23: China > Xiamen > City Walkabout
They say Xiamen is the most live-able city in China. I won’t argue with that and let the pics do the talking.
There’s a gorgeous park just north of downtown …
… with some appropriate message.
Piped western classical music fills the air, and I trace the source to this blue ‘loud-speaker’. They should have painted it green.
Kids rollerblading, some well-dressed too …
… as proud parents look on.
Strolling towards downtown …
… along the best-looking bridge I’ve seen in a long time.
The symbols of Xiamen’s commercial success.
Flower-beds even at traffic lights islands.
And they are building more.
In the hot summer, shady sidewalks are a god-send.
We enter the older part of town.
Quaint shops everywhere.
Nothing so quaint about this one, except for the overuse of the ‘F’, maybe.
I’m not sure why the road is car-free …
… but if it is like idyllic Gulangyu, I have no problem at all.
On the sidewalk, a street artist is hard at work.
Nearby, more innocent victims.
But the new is gradually assimmilating the old. That’s the way it is, I guess.
Back at the hotel, KC spots a track winding up a wooded hill, so we decide to check it out.
Obviously it’s a strolling or jogging track, but why is this lady walking barefooted?
Ahhh … yes … it’s also for foot reflexology. So I have a go, but with socks on. And for this effort, I feel my soles tingling for hours afterwards!
At the end of the track, atop a hill, we see a major project along the coastline facing the mainland. Looks like a huge passenger terminal for ferries and boats.
And yes, more construction, with workers like an army of ants.
In the evening, we are invited to a sumptious seafood dinner, but as usual we have to select the poor gastronomic victims.

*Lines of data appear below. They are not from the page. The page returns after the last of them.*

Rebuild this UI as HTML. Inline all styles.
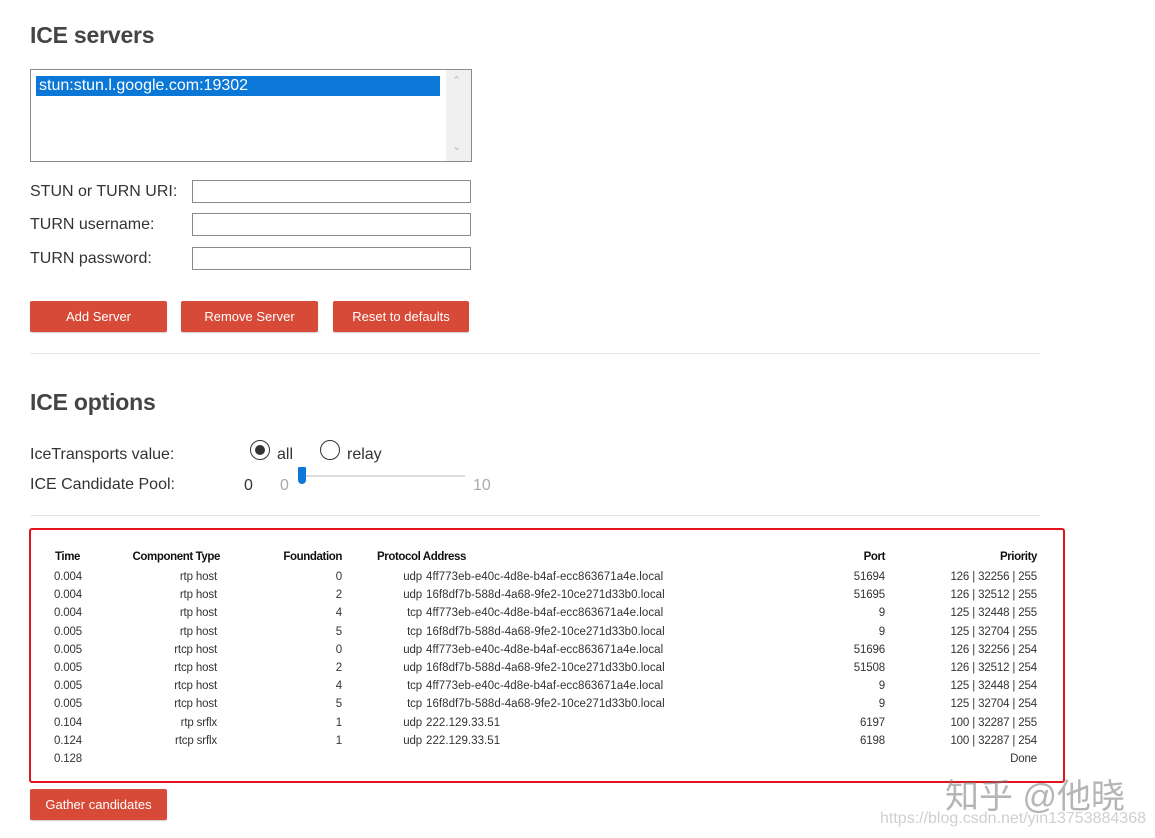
<!DOCTYPE html>
<html><head><meta charset="utf-8"><style>
*{margin:0;padding:0;box-sizing:border-box}
body{width:1155px;height:838px;background:#fff;position:relative;overflow:hidden;font-family:"Liberation Sans",sans-serif;color:#333}
.a{position:absolute;white-space:nowrap}
h2{position:absolute;font-size:23px;font-weight:bold;color:#444;letter-spacing:-0.2px}
.lbl{font-size:16px;color:#333}
.inp{position:absolute;border:1px solid #8a8a8a;background:#fff;height:23px;width:279px;left:192px}
.btn{position:absolute;background:#d84a38;color:#fff;font-size:13px;text-align:center;height:31px;line-height:31px;border-radius:2px;box-shadow:0 1px 1px rgba(0,0,0,.2)}
.hr{position:absolute;left:30px;width:1010px;height:1px;background:#e5e5e5}
.t{font-size:11.5px;color:#333;letter-spacing:-0.15px}
.th{font-weight:bold;font-size:11.5px;letter-spacing:-0.4px;color:#111}
.r{text-align:right}
</style></head><body>
<h2 style="left:30px;top:22px">ICE servers</h2>
<div class="a" style="left:30px;top:69px;width:442px;height:93px;border:1px solid #8a8a8a"></div>
<div class="a" style="left:446px;top:70px;width:25px;height:91px;background:#f0f0f0"></div>
<div class="a" style="left:452px;top:74px;font-size:11px;color:#bbb">&#8963;</div>
<div class="a" style="left:452px;top:140px;font-size:11px;color:#bbb">&#8964;</div>
<div class="a" style="left:36px;top:76px;width:404px;height:20px;background:#0b78d7;color:#fff;font-size:16px;line-height:20px;padding-left:3px">stun:stun.l.google.com:19302</div>
<div class="a lbl" style="left:30px;top:183px">STUN or TURN URI:</div>
<div class="a lbl" style="left:30px;top:216px">TURN username:</div>
<div class="a lbl" style="left:30px;top:250px">TURN password:</div>
<div class="inp" style="top:180px"></div>
<div class="inp" style="top:213px"></div>
<div class="inp" style="top:247px"></div>
<div class="btn" style="left:30px;top:301px;width:137px">Add Server</div>
<div class="btn" style="left:181px;top:301px;width:137px">Remove Server</div>
<div class="btn" style="left:333px;top:301px;width:136px">Reset to defaults</div>
<div class="hr" style="top:353px"></div>
<h2 style="left:30px;top:389px">ICE options</h2>
<div class="a lbl" style="left:30px;top:446px">IceTransports value:</div>
<div class="a lbl" style="left:30px;top:476px">ICE Candidate Pool:</div>
<div class="a" style="left:250px;top:440px;width:20px;height:20px;border:1.5px solid #333;border-radius:50%"></div>
<div class="a" style="left:255px;top:445px;width:10px;height:10px;background:#333;border-radius:50%"></div>
<div class="a lbl" style="left:277px;top:446px">all</div>
<div class="a" style="left:320px;top:440px;width:20px;height:20px;border:1.5px solid #333;border-radius:50%"></div>
<div class="a lbl" style="left:347px;top:446px">relay</div>
<div class="a lbl" style="left:244px;top:477px">0</div>
<div class="a lbl" style="left:280px;top:477px;color:#aaa">0</div>
<div class="a" style="left:298px;top:475px;width:167px;height:2px;background:#ddd"></div>
<div class="a" style="left:298px;top:467px;width:8px;height:17px;background:#0b78d7;border-radius:1px 1px 4px 4px"></div>
<div class="a lbl" style="left:473px;top:477px;color:#aaa">10</div>
<div class="hr" style="top:515px"></div>
<div class="a" style="left:29px;top:528px;width:1036px;height:255px;border:2.5px solid #e3131b;border-radius:3px"></div>

<div class="a th" style="left:55px;top:551px">Time</div>
<div class="a th r" style="left:100px;width:120px;top:551px">Component Type</div>
<div class="a th r" style="left:240px;width:102px;top:551px">Foundation</div>
<div class="a th" style="left:377px;top:551px">Protocol Address</div>
<div class="a th r" style="left:800px;width:85px;top:551px">Port</div>
<div class="a th r" style="left:900px;width:137px;top:551px">Priority</div>

<div class="a t" style="left:54px;top:568px;line-height:18.2px">0.004<br>0.004<br>0.004<br>0.005<br>0.005<br>0.005<br>0.005<br>0.005<br>0.104<br>0.124<br>0.128</div>
<div class="a t r" style="left:100px;width:117px;top:568px;line-height:18.2px">rtp host<br>rtp host<br>rtp host<br>rtp host<br>rtcp host<br>rtcp host<br>rtcp host<br>rtcp host<br>rtp srflx<br>rtcp srflx</div>
<div class="a t r" style="left:240px;width:102px;top:568px;line-height:18.2px">0<br>2<br>4<br>5<br>0<br>2<br>4<br>5<br>1<br>1</div>
<div class="a t r" style="left:380px;width:42px;top:568px;line-height:18.2px">udp<br>udp<br>tcp<br>tcp<br>udp<br>udp<br>tcp<br>tcp<br>udp<br>udp</div>
<div class="a t" style="left:426px;top:568px;line-height:18.2px;letter-spacing:0.05px">4ff773eb-e40c-4d8e-b4af-ecc863671a4e.local<br>16f8df7b-588d-4a68-9fe2-10ce271d33b0.local<br>4ff773eb-e40c-4d8e-b4af-ecc863671a4e.local<br>16f8df7b-588d-4a68-9fe2-10ce271d33b0.local<br>4ff773eb-e40c-4d8e-b4af-ecc863671a4e.local<br>16f8df7b-588d-4a68-9fe2-10ce271d33b0.local<br>4ff773eb-e40c-4d8e-b4af-ecc863671a4e.local<br>16f8df7b-588d-4a68-9fe2-10ce271d33b0.local<br>222.129.33.51<br>222.129.33.51</div>
<div class="a t r" style="left:800px;width:85px;top:568px;line-height:18.2px">51694<br>51695<br>9<br>9<br>51696<br>51508<br>9<br>9<br>6197<br>6198</div>
<div class="a t r" style="left:900px;width:137px;top:568px;line-height:18.2px">126 | 32256 | 255<br>126 | 32512 | 255<br>125 | 32448 | 255<br>125 | 32704 | 255<br>126 | 32256 | 254<br>126 | 32512 | 254<br>125 | 32448 | 254<br>125 | 32704 | 254<br>100 | 32287 | 255<br>100 | 32287 | 254<br>Done</div>

<div class="btn" style="left:30px;top:789px;width:137px">Gather candidates</div>
<div class="a" style="left:945px;top:769px;font-size:34px;color:rgba(120,120,120,.55);font-family:'Liberation Sans','Noto Sans CJK SC',sans-serif">知乎 @他晓</div>
<div class="a" style="left:880px;top:810px;font-size:16px;color:rgba(160,160,160,.5)">https://blog.csdn.net/yin13753884368</div>
</body></html>
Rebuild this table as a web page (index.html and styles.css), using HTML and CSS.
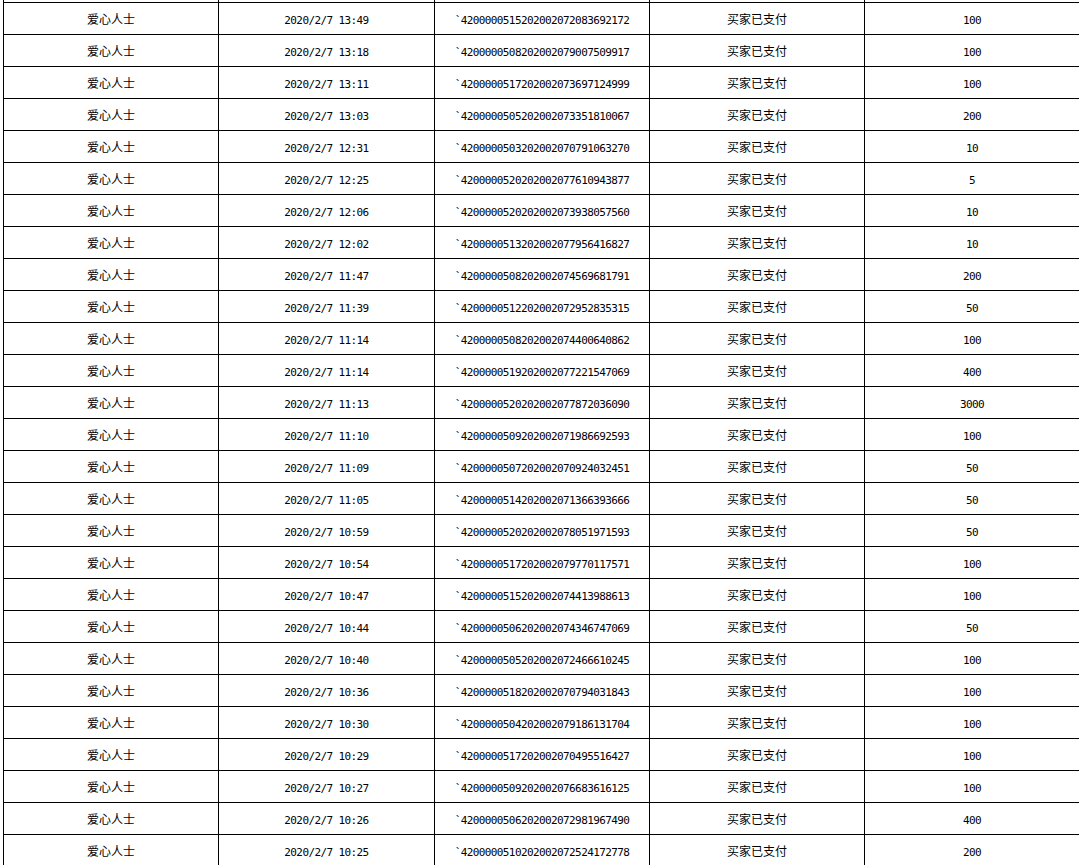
FILE: index.html
```html
<!DOCTYPE html>
<html lang="zh-CN">
  <head>
    <meta charset="utf-8">
    <title>捐款记录</title>
    <link rel="stylesheet" href="styles.css">
  </head>
  <body>
    <table class="pay_log">
      <colgroup>
        <col class="col_name">
        <col class="col_time">
        <col class="col_order">
        <col class="col_state">
        <col class="col_amount">
      </colgroup>
      <tbody id="log_body">
        <tr class="row_cut"><td></td><td></td><td></td><td></td><td></td></tr>
      </tbody>
    </table>
    <script type="text/javascript">
      let log_body = document.querySelector('#log_body')

      let records = [
        ['13:49', '4200000515202002072083692172', '100'],
        ['13:18', '4200000508202002079007509917', '100'],
        ['13:11', '4200000517202002073697124999', '100'],
        ['13:03', '4200000505202002073351810067', '200'],
        ['12:31', '4200000503202002070791063270', '10'],
        ['12:25', '4200000520202002077610943877', '5'],
        ['12:06', '4200000520202002073938057560', '10'],
        ['12:02', '4200000513202002077956416827', '10'],
        ['11:47', '4200000508202002074569681791', '200'],
        ['11:39', '4200000512202002072952835315', '50'],
        ['11:14', '4200000508202002074400640862', '100'],
        ['11:14', '4200000519202002077221547069', '400'],
        ['11:13', '4200000520202002077872036090', '3000'],
        ['11:10', '4200000509202002071986692593', '100'],
        ['11:09', '4200000507202002070924032451', '50'],
        ['11:05', '4200000514202002071366393666', '50'],
        ['10:59', '4200000520202002078051971593', '50'],
        ['10:54', '4200000517202002079770117571', '100'],
        ['10:47', '4200000515202002074413988613', '100'],
        ['10:44', '4200000506202002074346747069', '50'],
        ['10:40', '4200000505202002072466610245', '100'],
        ['10:36', '4200000518202002070794031843', '100'],
        ['10:30', '4200000504202002079186131704', '100'],
        ['10:29', '4200000517202002070495516427', '100'],
        ['10:27', '4200000509202002076683616125', '100'],
        ['10:26', '4200000506202002072981967490', '400'],
        ['10:25', '4200000510202002072524172778', '200']
      ]

      function add_cell(row, text, cls) {
        let td = document.createElement('td')
        td.className = cls
        td.innerText = text
        row.appendChild(td)
      }

      for (let rec of records) {
        let tr = document.createElement('tr')
        add_cell(tr, '爱心人士', 'cn_text')
        add_cell(tr, '2020/2/7 ' + rec[0], 'num_text')
        add_cell(tr, '`' + rec[1], 'num_text')
        add_cell(tr, '买家已支付', 'cn_text')
        add_cell(tr, rec[2], 'num_text')
        log_body.appendChild(tr)
      }
    </script>
  </body>
</html>
```

FILE: styles.css
```css
html, body {
  margin:0;
  padding:0;
  overflow:hidden;
  background-color:#fff;
}
body {
  color:#000;
}
.pay_log {
  border-collapse:collapse;
  table-layout:fixed;
  width:1077px;
  margin:-30px 0 0 3px;
}
.col_name { width:215px; }
.col_time { width:216px; }
.col_order { width:215px; }
.col_state { width:215px; }
.col_amount { width:215px; }

.pay_log td {
  border:1px solid #000;
  height:31px;
  padding:0;
  text-align:center;
  vertical-align:middle;
  white-space:nowrap;
}
.cn_text {
  font-family:"Noto Sans CJK SC", sans-serif;
  font-size:12px;
}
.pay_log td.num_text {
  font-family:"DejaVu Sans Mono", monospace;
  font-size:11px;
  letter-spacing:-0.6px;
  white-space:pre;
  height:27px;
  padding-top:4px;
}
```
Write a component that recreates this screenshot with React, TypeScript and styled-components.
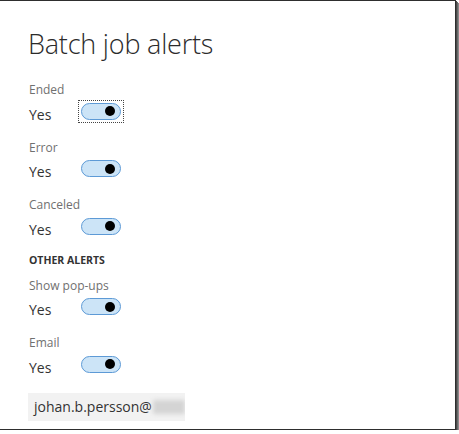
import React from 'react';
import styled, { createGlobalStyle } from 'styled-components';

const GlobalStyle = createGlobalStyle`
  html, body {
    margin: 0;
    padding: 0;
    background: #ffffff;
  }
  body {
    font-family: 'Open Sans', 'Noto Sans', 'Liberation Sans', sans-serif;
  }
`;

const Frame = styled.div`
  box-sizing: border-box;
  width: 456px;
  height: 430px;
  background: #ffffff;
  border-top: 1px solid #2e2e2e;
  border-right: 1px solid #2e2e2e;
  border-bottom: 1px solid #2e2e2e;
  box-shadow: 1px 1px 0 #4a4a4a, 2px 2px 0 #6a6a6a, 3px 3px 0 #8a8a8a;
  padding: 25px 0 0 28px;
`;

const Title = styled.h1`
  margin: 0 0 20px 0;
  font-size: 27px;
  line-height: 36px;
  font-weight: 300;
  color: #2b2b2b;
  letter-spacing: -0.2px;
`;

const Group = styled.div`
  display: flex;
  flex-direction: column;
  margin-bottom: 14.5px;
`;

const Label = styled.div`
  font-size: 12px;
  line-height: 16px;
  color: #707070;
  padding-left: 1px;
`;

const Row = styled.div`
  display: flex;
  align-items: center;
  height: 26px;
  margin-top: 1px;
`;

const Value = styled.span`
  width: 52px;
  padding: 4px 0 0 1px;
  font-size: 14px;
  color: #333333;
`;

const FocusRing = styled.span<{ $focused?: boolean }>`
  display: inline-flex;
  padding: 2px;
  margin: -4px -3px -2px -3px;
  border: 1px dotted ${p => (p.$focused ? '#444444' : 'transparent')};
`;

const Track = styled.span`
  box-sizing: border-box;
  position: relative;
  display: inline-block;
  width: 40px;
  height: 17px;
  border-radius: 9px;
  background: #cce4f7;
  border: 1px solid #5d9ad6;
`;

const Knob = styled.span`
  position: absolute;
  right: 5px;
  top: 2.5px;
  width: 10px;
  height: 10px;
  border-radius: 50%;
  background: #000000;
`;

const SectionHeading = styled.div`
  font-size: 10.5px;
  line-height: 14px;
  font-weight: 700;
  color: #333333;
  text-transform: uppercase;
  margin: -2px 0 11px 1px;
`;

const EmailBox = styled.div`
  display: flex;
  align-items: center;
  width: 157px;
  height: 28px;
  margin-top: 3px;
  padding-left: 6px;
  box-sizing: border-box;
  background: #f2f2f2;
  font-size: 14px;
  color: #333333;
  overflow: hidden;
`;

const Blur = styled.span`
  display: inline-block;
  width: 38px;
  height: 14px;
  margin-left: 1px;
  background: #d4d4d4;
  filter: blur(2px);
`;

const Toggle: React.FC<{ focused?: boolean }> = ({ focused }) => (
  <FocusRing $focused={focused}>
    <Track>
      <Knob />
    </Track>
  </FocusRing>
);

const Setting: React.FC<{ label: string; focused?: boolean }> = ({ label, focused }) => (
  <Group>
    <Label>{label}</Label>
    <Row>
      <Value>Yes</Value>
      <Toggle focused={focused} />
    </Row>
  </Group>
);

const App: React.FC = () => (
  <>
    <GlobalStyle />
    <Frame>
      <Title>Batch job alerts</Title>
      <Setting label="Ended" focused />
      <Setting label="Error" />
      <Setting label="Canceled" />
      <SectionHeading>Other alerts</SectionHeading>
      <Setting label="Show pop-ups" />
      <Setting label="Email" />
      <EmailBox>
        johan.b.persson@<Blur />
      </EmailBox>
    </Frame>
  </>
);

export default App;
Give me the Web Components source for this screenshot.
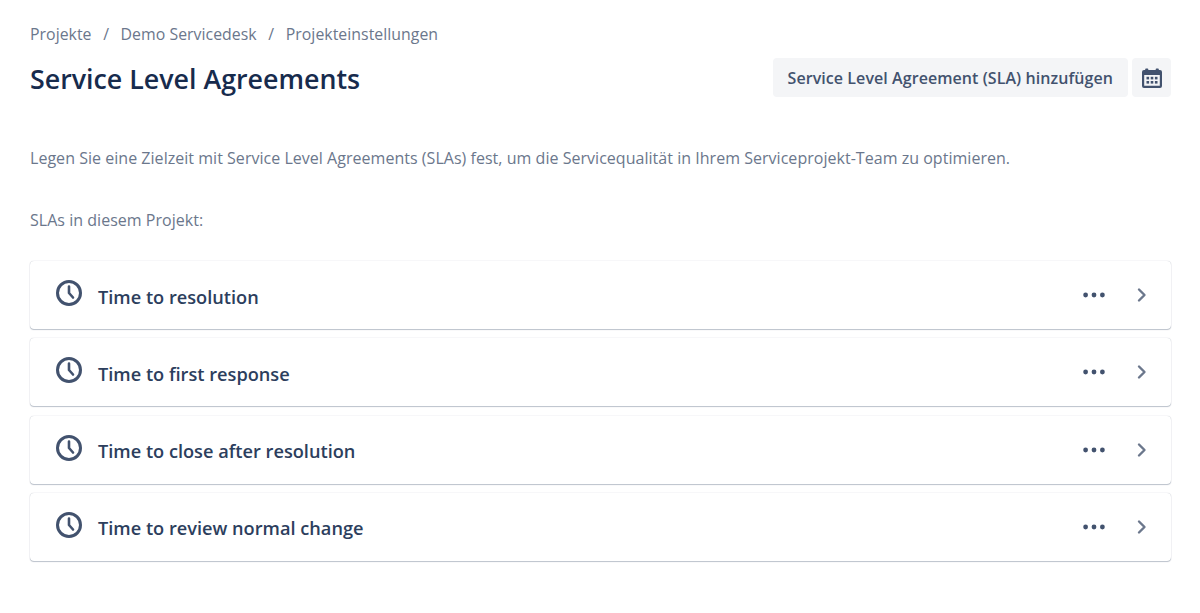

This place is like a cross between a seaworld …
… and a Sunday fish-market!
All manners of King Neptune’s denizens are on display.
Sea-worms? I’ve tried this before on a previous trip to China, in Beihai of Guangxi province, way back 1993. Deep fried in batter, it was yummy, but a tad elastic.
Cute, but still cannot escape being eaten.
Handsome, striped prawns.
At the back of the restaurant, we face the Taiwan straits, and a few kilometres away …
… islands belonging to Taiwan. Say what!? This close to mainland China, and more than 200km from Taiwan itself? Well, that’s one quirk of history.
The sun is setting, and an angler is still after the one that got away.
After dinner, a quick stroll in town reveals the colours of Xiamen after dark.
Buildings are encouraged to put fancy lights up. Reminds me of Hong Kong, but I think Hong Kong looks much better, especially when viewed from Kowloon.
The next morning, time to return to Kuala Lumpur, and we make our way to the airport.
Interior of the honeycomb-y XMN airport terminal.
A short visit to the loo, and I notice a warning: Do not touch colourful button while sitting. I wonder what would happen if a bloke presses the button? The toilet would suck the poor man’s guts out or something?
On the apron a bi-plane stands wrapped. This is a strange place to find such a gem.
Planes are arriving and leaving on a busy day.
The waiting lounge looks like an art gallery, thanks to an enterprising vendor. The old and the hedonistic new, altogether.
But I fall in love with this lady!
Finally our transport arrives, a brand new Boeing 737-800 (reg. B-5152), the so-called next-generation Boeing 737.
As the powerful CFM engines roar, we are soon above Xiamen.
That looks like the highway we took to Jinjiang the other day. Note the tunnels.
The plane keeps climbing through white fluffy clouds, and the blended winglet looks spectacular.
3.5 hours later, we fly past Genting Highlands.
Yes, the one with the famous casino.
A couple of minutes later, we are descending above downtown Kuala Lumpur.
And as the sun sets, we are safely back at KL International Airport. It has been refreshing visiting an economic powerhouse like Xiamen and a dynamic place like Jinjiang. Wishing both of them all the best!